• _What to work on_
Produce a word-for-word copy of the listing below without its pictures.
····················
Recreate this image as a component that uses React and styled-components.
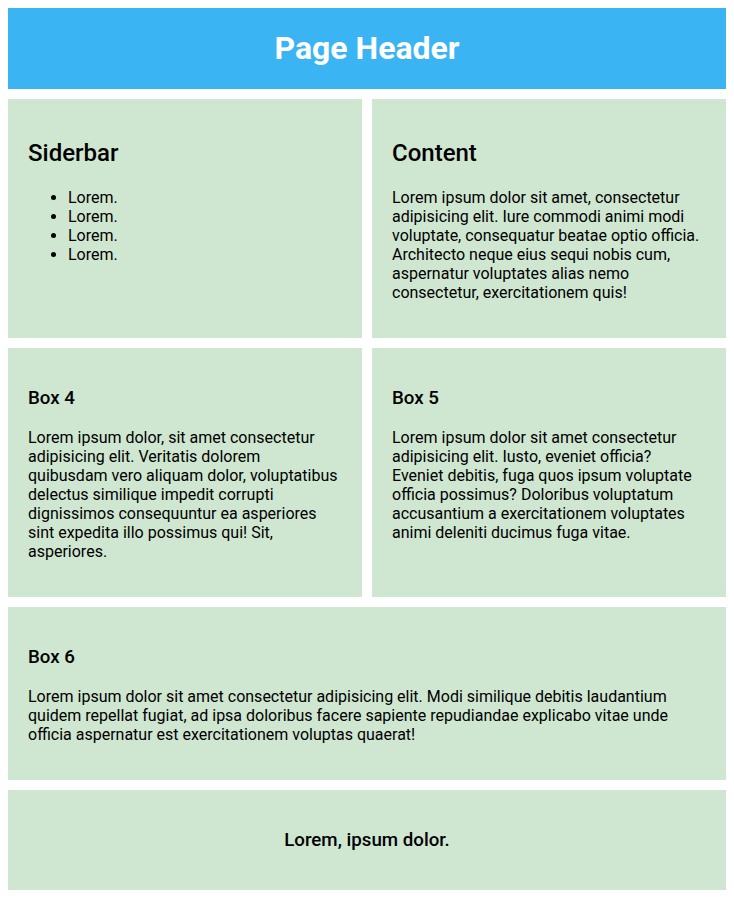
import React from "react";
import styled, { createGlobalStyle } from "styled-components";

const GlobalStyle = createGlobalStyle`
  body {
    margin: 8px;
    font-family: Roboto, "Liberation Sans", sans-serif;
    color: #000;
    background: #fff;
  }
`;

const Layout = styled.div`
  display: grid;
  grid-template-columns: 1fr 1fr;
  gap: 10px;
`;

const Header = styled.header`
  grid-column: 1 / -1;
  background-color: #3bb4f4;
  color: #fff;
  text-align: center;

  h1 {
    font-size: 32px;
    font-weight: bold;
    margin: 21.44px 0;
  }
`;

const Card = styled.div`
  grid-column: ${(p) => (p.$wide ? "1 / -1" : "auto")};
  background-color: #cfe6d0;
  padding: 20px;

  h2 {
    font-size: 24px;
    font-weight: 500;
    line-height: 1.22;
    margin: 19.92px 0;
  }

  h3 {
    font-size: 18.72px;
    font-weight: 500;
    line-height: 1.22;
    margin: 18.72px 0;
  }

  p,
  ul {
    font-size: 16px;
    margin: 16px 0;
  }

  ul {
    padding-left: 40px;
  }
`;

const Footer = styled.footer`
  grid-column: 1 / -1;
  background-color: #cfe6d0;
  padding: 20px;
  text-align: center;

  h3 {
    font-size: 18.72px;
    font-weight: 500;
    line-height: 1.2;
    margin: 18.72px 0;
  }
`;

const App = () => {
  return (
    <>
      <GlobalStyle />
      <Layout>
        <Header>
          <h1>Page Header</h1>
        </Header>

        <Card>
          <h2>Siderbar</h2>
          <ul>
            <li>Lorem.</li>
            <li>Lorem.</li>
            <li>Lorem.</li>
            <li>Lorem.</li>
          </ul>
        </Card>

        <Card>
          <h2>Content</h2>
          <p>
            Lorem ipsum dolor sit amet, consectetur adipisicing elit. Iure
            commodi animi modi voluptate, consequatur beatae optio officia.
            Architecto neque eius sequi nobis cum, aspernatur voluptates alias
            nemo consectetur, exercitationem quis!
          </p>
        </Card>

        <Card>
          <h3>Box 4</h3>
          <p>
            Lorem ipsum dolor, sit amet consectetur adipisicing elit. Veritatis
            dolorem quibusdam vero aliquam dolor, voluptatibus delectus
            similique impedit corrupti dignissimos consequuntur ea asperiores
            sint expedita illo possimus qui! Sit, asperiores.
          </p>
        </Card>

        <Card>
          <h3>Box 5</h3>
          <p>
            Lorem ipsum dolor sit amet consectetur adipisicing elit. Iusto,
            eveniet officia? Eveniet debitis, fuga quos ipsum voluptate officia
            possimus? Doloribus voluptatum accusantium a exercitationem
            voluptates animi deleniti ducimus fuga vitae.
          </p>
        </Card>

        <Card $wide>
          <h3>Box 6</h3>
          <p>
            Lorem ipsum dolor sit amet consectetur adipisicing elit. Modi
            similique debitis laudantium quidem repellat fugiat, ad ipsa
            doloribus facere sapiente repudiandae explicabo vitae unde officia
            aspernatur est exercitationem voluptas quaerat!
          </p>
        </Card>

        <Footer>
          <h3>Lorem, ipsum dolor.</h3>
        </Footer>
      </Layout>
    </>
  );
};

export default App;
····················
• _Completed exercise_
Recreate this image as a component that uses React and styled-components.
import React from "react";
import styled, { createGlobalStyle } from "styled-components";

const GlobalStyle = createGlobalStyle`
  body {
    margin: 8px;
    font-family: Roboto, "Liberation Sans", sans-serif;
    color: #000;
    background: #fff;
  }
`;

const Layout = styled.div`
  display: grid;
  grid-template-columns: 1fr 1fr;
  gap: 10px;
`;

const Header = styled.header`
  grid-column: 1 / -1;
  background-color: #3bb4f4;
  color: #fff;
  text-align: center;

  h1 {
    font-size: 32px;
    font-weight: bold;
    margin: 21.44px 0;
  }
`;

const Card = styled.div`
  grid-column: ${(p) => (p.$wide ? "1 / -1" : "auto")};
  background-color: #cfe6d0;
  padding: 20px;

  h2 {
    font-size: 24px;
    font-weight: 500;
    line-height: 1.22;
    margin: 19.92px 0;
  }

  h3 {
    font-size: 18.72px;
    font-weight: 500;
    line-height: 1.22;
    margin: 18.72px 0;
  }

  p,
  ul {
    font-size: 16px;
    margin: 16px 0;
  }

  ul {
    padding-left: 40px;
  }
`;

const Footer = styled.footer`
  grid-column: 1 / -1;
  background-color: #cfe6d0;
  padding: 20px;
  text-align: center;

  h3 {
    font-size: 18.72px;
    font-weight: 500;
    line-height: 1.2;
    margin: 18.72px 0;
  }
`;

const App = () => {
  return (
    <>
      <GlobalStyle />
      <Layout>
        <Header>
          <h1>Page Header</h1>
        </Header>

        <Card>
          <h2>Siderbar</h2>
          <ul>
            <li>Lorem.</li>
            <li>Lorem.</li>
            <li>Lorem.</li>
            <li>Lorem.</li>
          </ul>
        </Card>

        <Card>
          <h2>Content</h2>
          <p>
            Lorem ipsum dolor sit amet, consectetur adipisicing elit. Iure
            commodi animi modi voluptate, consequatur beatae optio officia.
            Architecto neque eius sequi nobis cum, aspernatur voluptates alias
            nemo consectetur, exercitationem quis!
          </p>
        </Card>

        <Card>
          <h3>Box 4</h3>
          <p>
            Lorem ipsum dolor, sit amet consectetur adipisicing elit. Veritatis
            dolorem quibusdam vero aliquam dolor, voluptatibus delectus
            similique impedit corrupti dignissimos consequuntur ea asperiores
            sint expedita illo possimus qui! Sit, asperiores.
          </p>
        </Card>

        <Card>
          <h3>Box 5</h3>
          <p>
            Lorem ipsum dolor sit amet consectetur adipisicing elit. Iusto,
            eveniet officia? Eveniet debitis, fuga quos ipsum voluptate officia
            possimus? Doloribus voluptatum accusantium a exercitationem
            voluptates animi deleniti ducimus fuga vitae.
          </p>
        </Card>

        <Card $wide>
          <h3>Box 6</h3>
          <p>
            Lorem ipsum dolor sit amet consectetur adipisicing elit. Modi
            similique debitis laudantium quidem repellat fugiat, ad ipsa
            doloribus facere sapiente repudiandae explicabo vitae unde officia
            aspernatur est exercitationem voluptas quaerat!
          </p>
        </Card>

        <Footer>
          <h3>Lorem, ipsum dolor.</h3>
        </Footer>
      </Layout>
    </>
  );
};

export default App;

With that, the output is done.